# The request:
Transcribe each line exactly.

-- Material start --

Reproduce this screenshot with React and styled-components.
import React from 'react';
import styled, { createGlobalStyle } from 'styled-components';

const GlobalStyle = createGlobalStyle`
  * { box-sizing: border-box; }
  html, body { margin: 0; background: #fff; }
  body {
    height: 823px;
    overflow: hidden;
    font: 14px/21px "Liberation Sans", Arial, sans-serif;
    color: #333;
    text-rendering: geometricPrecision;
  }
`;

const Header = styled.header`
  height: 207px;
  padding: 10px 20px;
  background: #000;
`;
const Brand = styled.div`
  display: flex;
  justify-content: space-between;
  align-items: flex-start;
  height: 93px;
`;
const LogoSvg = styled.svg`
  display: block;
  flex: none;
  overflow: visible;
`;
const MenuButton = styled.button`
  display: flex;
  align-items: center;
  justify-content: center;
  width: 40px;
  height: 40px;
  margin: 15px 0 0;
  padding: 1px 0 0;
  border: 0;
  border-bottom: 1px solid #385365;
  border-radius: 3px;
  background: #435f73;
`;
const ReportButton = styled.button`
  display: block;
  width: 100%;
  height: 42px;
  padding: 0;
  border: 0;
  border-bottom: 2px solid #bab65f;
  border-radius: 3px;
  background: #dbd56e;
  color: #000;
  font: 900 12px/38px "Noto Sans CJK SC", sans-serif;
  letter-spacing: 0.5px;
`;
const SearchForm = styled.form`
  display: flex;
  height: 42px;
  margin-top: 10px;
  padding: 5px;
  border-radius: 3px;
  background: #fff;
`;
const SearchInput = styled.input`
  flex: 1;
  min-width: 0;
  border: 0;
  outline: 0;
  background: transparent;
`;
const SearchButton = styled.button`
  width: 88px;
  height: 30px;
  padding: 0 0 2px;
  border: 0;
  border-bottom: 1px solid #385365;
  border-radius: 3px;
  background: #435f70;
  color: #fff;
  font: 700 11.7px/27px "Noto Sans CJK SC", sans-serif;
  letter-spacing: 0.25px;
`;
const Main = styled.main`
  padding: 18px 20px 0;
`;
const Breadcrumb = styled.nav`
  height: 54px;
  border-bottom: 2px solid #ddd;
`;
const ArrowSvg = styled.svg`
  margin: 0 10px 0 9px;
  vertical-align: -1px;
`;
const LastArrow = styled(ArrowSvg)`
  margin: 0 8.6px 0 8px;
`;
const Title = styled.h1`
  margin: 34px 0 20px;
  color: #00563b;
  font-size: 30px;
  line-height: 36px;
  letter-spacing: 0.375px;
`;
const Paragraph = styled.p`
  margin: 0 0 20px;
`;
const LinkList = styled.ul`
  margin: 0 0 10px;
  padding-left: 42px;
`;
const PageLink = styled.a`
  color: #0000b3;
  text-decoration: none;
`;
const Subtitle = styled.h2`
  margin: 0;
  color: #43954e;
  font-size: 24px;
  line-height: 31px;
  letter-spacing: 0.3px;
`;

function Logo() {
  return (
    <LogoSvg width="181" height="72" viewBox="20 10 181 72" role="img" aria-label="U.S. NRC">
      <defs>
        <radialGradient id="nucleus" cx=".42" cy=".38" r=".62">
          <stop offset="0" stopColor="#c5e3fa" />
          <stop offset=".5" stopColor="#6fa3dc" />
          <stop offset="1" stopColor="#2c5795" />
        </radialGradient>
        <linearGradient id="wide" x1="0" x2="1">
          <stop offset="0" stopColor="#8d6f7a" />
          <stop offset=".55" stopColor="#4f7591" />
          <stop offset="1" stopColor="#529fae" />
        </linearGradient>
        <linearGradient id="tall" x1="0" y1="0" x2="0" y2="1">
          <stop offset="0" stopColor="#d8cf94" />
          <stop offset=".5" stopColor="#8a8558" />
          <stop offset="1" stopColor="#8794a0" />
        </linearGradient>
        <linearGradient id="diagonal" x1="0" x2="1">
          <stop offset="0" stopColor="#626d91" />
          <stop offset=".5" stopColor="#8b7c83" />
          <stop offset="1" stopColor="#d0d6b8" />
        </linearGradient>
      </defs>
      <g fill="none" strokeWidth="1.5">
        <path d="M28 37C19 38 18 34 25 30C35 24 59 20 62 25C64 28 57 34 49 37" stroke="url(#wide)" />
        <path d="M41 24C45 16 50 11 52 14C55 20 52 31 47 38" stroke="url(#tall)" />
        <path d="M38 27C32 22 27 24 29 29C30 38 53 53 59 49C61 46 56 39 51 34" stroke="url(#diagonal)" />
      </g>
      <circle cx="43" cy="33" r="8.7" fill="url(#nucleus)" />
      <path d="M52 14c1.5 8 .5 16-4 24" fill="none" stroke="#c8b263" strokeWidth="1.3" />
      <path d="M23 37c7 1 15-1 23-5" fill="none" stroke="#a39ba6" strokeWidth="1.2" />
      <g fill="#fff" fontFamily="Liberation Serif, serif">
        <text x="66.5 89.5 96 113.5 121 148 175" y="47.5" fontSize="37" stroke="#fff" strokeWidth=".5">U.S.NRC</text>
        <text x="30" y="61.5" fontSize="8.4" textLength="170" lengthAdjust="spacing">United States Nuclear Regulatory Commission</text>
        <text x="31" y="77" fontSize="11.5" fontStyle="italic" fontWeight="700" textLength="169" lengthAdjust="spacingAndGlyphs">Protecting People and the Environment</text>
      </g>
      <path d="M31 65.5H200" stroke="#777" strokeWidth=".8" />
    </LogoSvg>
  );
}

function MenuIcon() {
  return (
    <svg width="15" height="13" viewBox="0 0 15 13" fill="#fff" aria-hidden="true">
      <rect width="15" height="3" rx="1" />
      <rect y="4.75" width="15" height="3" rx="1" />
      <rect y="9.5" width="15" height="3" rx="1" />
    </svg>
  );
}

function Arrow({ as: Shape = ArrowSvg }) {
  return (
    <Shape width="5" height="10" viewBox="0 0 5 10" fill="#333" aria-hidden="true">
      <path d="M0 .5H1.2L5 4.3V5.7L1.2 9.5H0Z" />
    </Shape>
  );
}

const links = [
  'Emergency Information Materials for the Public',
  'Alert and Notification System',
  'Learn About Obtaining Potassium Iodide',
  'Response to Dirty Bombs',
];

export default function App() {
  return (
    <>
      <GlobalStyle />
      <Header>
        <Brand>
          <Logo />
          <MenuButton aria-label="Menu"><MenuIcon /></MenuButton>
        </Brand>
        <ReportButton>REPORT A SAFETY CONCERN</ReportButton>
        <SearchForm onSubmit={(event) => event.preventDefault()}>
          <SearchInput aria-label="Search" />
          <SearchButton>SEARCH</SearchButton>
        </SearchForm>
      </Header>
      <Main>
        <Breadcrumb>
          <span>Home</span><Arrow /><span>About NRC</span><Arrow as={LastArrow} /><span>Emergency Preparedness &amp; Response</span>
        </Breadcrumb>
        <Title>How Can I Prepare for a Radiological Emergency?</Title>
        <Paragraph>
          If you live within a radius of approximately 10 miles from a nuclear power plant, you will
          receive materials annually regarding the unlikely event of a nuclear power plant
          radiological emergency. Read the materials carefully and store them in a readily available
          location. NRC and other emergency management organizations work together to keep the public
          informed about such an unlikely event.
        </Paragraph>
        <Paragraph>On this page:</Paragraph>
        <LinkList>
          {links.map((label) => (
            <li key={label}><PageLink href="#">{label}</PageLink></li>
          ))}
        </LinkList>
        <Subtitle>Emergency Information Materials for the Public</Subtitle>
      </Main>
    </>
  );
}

-- Material end --

# Problem solution:
Reproduce this screenshot with React and styled-components.
import React from 'react';
import styled, { createGlobalStyle } from 'styled-components';

const GlobalStyle = createGlobalStyle`
  * { box-sizing: border-box; }
  html, body { margin: 0; background: #fff; }
  body {
    height: 823px;
    overflow: hidden;
    font: 14px/21px "Liberation Sans", Arial, sans-serif;
    color: #333;
    text-rendering: geometricPrecision;
  }
`;

const Header = styled.header`
  height: 207px;
  padding: 10px 20px;
  background: #000;
`;
const Brand = styled.div`
  display: flex;
  justify-content: space-between;
  align-items: flex-start;
  height: 93px;
`;
const LogoSvg = styled.svg`
  display: block;
  flex: none;
  overflow: visible;
`;
const MenuButton = styled.button`
  display: flex;
  align-items: center;
  justify-content: center;
  width: 40px;
  height: 40px;
  margin: 15px 0 0;
  padding: 1px 0 0;
  border: 0;
  border-bottom: 1px solid #385365;
  border-radius: 3px;
  background: #435f73;
`;
const ReportButton = styled.button`
  display: block;
  width: 100%;
  height: 42px;
  padding: 0;
  border: 0;
  border-bottom: 2px solid #bab65f;
  border-radius: 3px;
  background: #dbd56e;
  color: #000;
  font: 900 12px/38px "Noto Sans CJK SC", sans-serif;
  letter-spacing: 0.5px;
`;
const SearchForm = styled.form`
  display: flex;
  height: 42px;
  margin-top: 10px;
  padding: 5px;
  border-radius: 3px;
  background: #fff;
`;
const SearchInput = styled.input`
  flex: 1;
  min-width: 0;
  border: 0;
  outline: 0;
  background: transparent;
`;
const SearchButton = styled.button`
  width: 88px;
  height: 30px;
  padding: 0 0 2px;
  border: 0;
  border-bottom: 1px solid #385365;
  border-radius: 3px;
  background: #435f70;
  color: #fff;
  font: 700 11.7px/27px "Noto Sans CJK SC", sans-serif;
  letter-spacing: 0.25px;
`;
const Main = styled.main`
  padding: 18px 20px 0;
`;
const Breadcrumb = styled.nav`
  height: 54px;
  border-bottom: 2px solid #ddd;
`;
const ArrowSvg = styled.svg`
  margin: 0 10px 0 9px;
  vertical-align: -1px;
`;
const LastArrow = styled(ArrowSvg)`
  margin: 0 8.6px 0 8px;
`;
const Title = styled.h1`
  margin: 34px 0 20px;
  color: #00563b;
  font-size: 30px;
  line-height: 36px;
  letter-spacing: 0.375px;
`;
const Paragraph = styled.p`
  margin: 0 0 20px;
`;
const LinkList = styled.ul`
  margin: 0 0 10px;
  padding-left: 42px;
`;
const PageLink = styled.a`
  color: #0000b3;
  text-decoration: none;
`;
const Subtitle = styled.h2`
  margin: 0;
  color: #43954e;
  font-size: 24px;
  line-height: 31px;
  letter-spacing: 0.3px;
`;

function Logo() {
  return (
    <LogoSvg width="181" height="72" viewBox="20 10 181 72" role="img" aria-label="U.S. NRC">
      <defs>
        <radialGradient id="nucleus" cx=".42" cy=".38" r=".62">
          <stop offset="0" stopColor="#c5e3fa" />
          <stop offset=".5" stopColor="#6fa3dc" />
          <stop offset="1" stopColor="#2c5795" />
        </radialGradient>
        <linearGradient id="wide" x1="0" x2="1">
          <stop offset="0" stopColor="#8d6f7a" />
          <stop offset=".55" stopColor="#4f7591" />
          <stop offset="1" stopColor="#529fae" />
        </linearGradient>
        <linearGradient id="tall" x1="0" y1="0" x2="0" y2="1">
          <stop offset="0" stopColor="#d8cf94" />
          <stop offset=".5" stopColor="#8a8558" />
          <stop offset="1" stopColor="#8794a0" />
        </linearGradient>
        <linearGradient id="diagonal" x1="0" x2="1">
          <stop offset="0" stopColor="#626d91" />
          <stop offset=".5" stopColor="#8b7c83" />
          <stop offset="1" stopColor="#d0d6b8" />
        </linearGradient>
      </defs>
      <g fill="none" strokeWidth="1.5">
        <path d="M28 37C19 38 18 34 25 30C35 24 59 20 62 25C64 28 57 34 49 37" stroke="url(#wide)" />
        <path d="M41 24C45 16 50 11 52 14C55 20 52 31 47 38" stroke="url(#tall)" />
        <path d="M38 27C32 22 27 24 29 29C30 38 53 53 59 49C61 46 56 39 51 34" stroke="url(#diagonal)" />
      </g>
      <circle cx="43" cy="33" r="8.7" fill="url(#nucleus)" />
      <path d="M52 14c1.5 8 .5 16-4 24" fill="none" stroke="#c8b263" strokeWidth="1.3" />
      <path d="M23 37c7 1 15-1 23-5" fill="none" stroke="#a39ba6" strokeWidth="1.2" />
      <g fill="#fff" fontFamily="Liberation Serif, serif">
        <text x="66.5 89.5 96 113.5 121 148 175" y="47.5" fontSize="37" stroke="#fff" strokeWidth=".5">U.S.NRC</text>
        <text x="30" y="61.5" fontSize="8.4" textLength="170" lengthAdjust="spacing">United States Nuclear Regulatory Commission</text>
        <text x="31" y="77" fontSize="11.5" fontStyle="italic" fontWeight="700" textLength="169" lengthAdjust="spacingAndGlyphs">Protecting People and the Environment</text>
      </g>
      <path d="M31 65.5H200" stroke="#777" strokeWidth=".8" />
    </LogoSvg>
  );
}

function MenuIcon() {
  return (
    <svg width="15" height="13" viewBox="0 0 15 13" fill="#fff" aria-hidden="true">
      <rect width="15" height="3" rx="1" />
      <rect y="4.75" width="15" height="3" rx="1" />
      <rect y="9.5" width="15" height="3" rx="1" />
    </svg>
  );
}

function Arrow({ as: Shape = ArrowSvg }) {
  return (
    <Shape width="5" height="10" viewBox="0 0 5 10" fill="#333" aria-hidden="true">
      <path d="M0 .5H1.2L5 4.3V5.7L1.2 9.5H0Z" />
    </Shape>
  );
}

const links = [
  'Emergency Information Materials for the Public',
  'Alert and Notification System',
  'Learn About Obtaining Potassium Iodide',
  'Response to Dirty Bombs',
];

export default function App() {
  return (
    <>
      <GlobalStyle />
      <Header>
        <Brand>
          <Logo />
          <MenuButton aria-label="Menu"><MenuIcon /></MenuButton>
        </Brand>
        <ReportButton>REPORT A SAFETY CONCERN</ReportButton>
        <SearchForm onSubmit={(event) => event.preventDefault()}>
          <SearchInput aria-label="Search" />
          <SearchButton>SEARCH</SearchButton>
        </SearchForm>
      </Header>
      <Main>
        <Breadcrumb>
          <span>Home</span><Arrow /><span>About NRC</span><Arrow as={LastArrow} /><span>Emergency Preparedness &amp; Response</span>
        </Breadcrumb>
        <Title>How Can I Prepare for a Radiological Emergency?</Title>
        <Paragraph>
          If you live within a radius of approximately 10 miles from a nuclear power plant, you will
          receive materials annually regarding the unlikely event of a nuclear power plant
          radiological emergency. Read the materials carefully and store them in a readily available
          location. NRC and other emergency management organizations work together to keep the public
          informed about such an unlikely event.
        </Paragraph>
        <Paragraph>On this page:</Paragraph>
        <LinkList>
          {links.map((label) => (
            <li key={label}><PageLink href="#">{label}</PageLink></li>
          ))}
        </LinkList>
        <Subtitle>Emergency Information Materials for the Public</Subtitle>
      </Main>
    </>
  );
}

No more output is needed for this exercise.